Living in New York, London, Tokyo, or any one of the world’s great cities is a singular experience. Every big city has its unique charms, but all offer hubs of creativity, cosmopolitan thinking and a chance to rub shoulders with “the best and the brightest.” For years, we’ve been hearing that the most talented, most ambitious and best educated people flock to big cities to be with other creative thinkers, and that has turned select cities into ever bigger winners.
But could we be getting to a point where big city life is just too much? Big cities are not for everyone, for one thing. And as Simon Kuper of The Financial Times noted last month, big cities are getting more expensive and crowded. When running out of space and battling high living costs become fixations, megacities may not be best for innovation or economic dynamism. Instead, Kuper suggests, “The star of the next 25 years could be the smaller city.” In Europe, that means not London or Paris, but Bristol or Bordeaux. In the U.S., it means not New York or San Francisco, but Dallas or Boise.
Joel Kotkin and Michael Shires, professors in urban studies and public policy, agree. In their studies on U.S. city demographics and related economic development issues, they found that many small and medium-sized cities have been experiencing the highest job growth and inbound migration. Census data, they say, show people leaving the New Yorks and San Franciscos of the world to migrate to cities with populations of 500,000 to a million people. Far from being backwaters, some smaller cities have the most dynamic economies in the nation.
In their recent ranking of the 70 largest U.S. metropolitan areas, Kotkin and Shires found that the number one city for job growth was the Provo-Orem area in Utah -- with a population of 603,000 and job growth of 4.4% in 2016. Provo is typical of many of the cities that ranked highly – a pleasant college town with affordable housing and a low tax burden. Kotkin and Shires say it’s helpful when smaller cities are in attractive locales, close to the mountains or ocean, and offer high quality public amenities. Having a college or university brings in talent and intellectual vibrancy. Being close to a bigger city with a large airport helps too. Provo, for example, is an hour away from Salt Lake City, which itself ranked 13 on Kotkin and Shires’ list. In fact, there were four Utah cities that made it into their ranking’s top 20.
A bigger city that shows up as a winner is Dallas, where affordable housing, low taxes, and a business-friendly economy built on diverse industries have been attracting both foreign and domestic migrants – especially from California. Contrast that with the San Francisco Bay Area, where the tech sector still is driving strong job growth, but where 46% of millennials indicated in a recent poll that they would like to leave the area because of high housing costs.
By no means is anyone declaring the end of the big rich city. But it may be the beginning of a shift. Kotkin and Shires say, “Ultimately we may be on the cusp of a new economic era in which the cost of housing and living becomes once again a key determinant in regional growth.”

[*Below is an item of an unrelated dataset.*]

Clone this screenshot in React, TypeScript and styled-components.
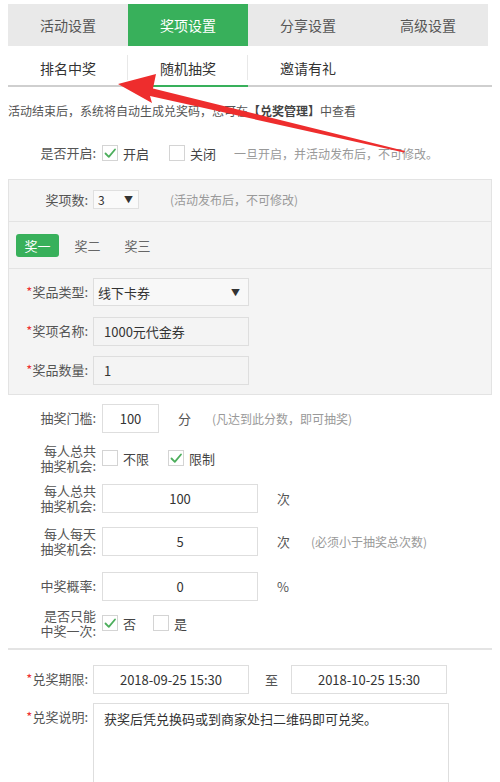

Kuper notes that New York City’s government expects population growth to slow from 16.6% in 1980-2010 to 9.5% from 2010 to 2040. Tokyo, the world’s largest city with a population of 38 million, will start shrinking in 2020. Smaller cities in China will grow far more quickly than first tier cities.
And on a more philosophical note, there’s a growing sense that the megacity may not be the place to do your best work. Kuper cites Stanford literary theorist Hans Ulrich Gumbrecht’s suggestion that small cities may be the best place to come up with big ideas. Such cities must be big enough to have smart people running them, but also small and livable enough to be able to think clearly.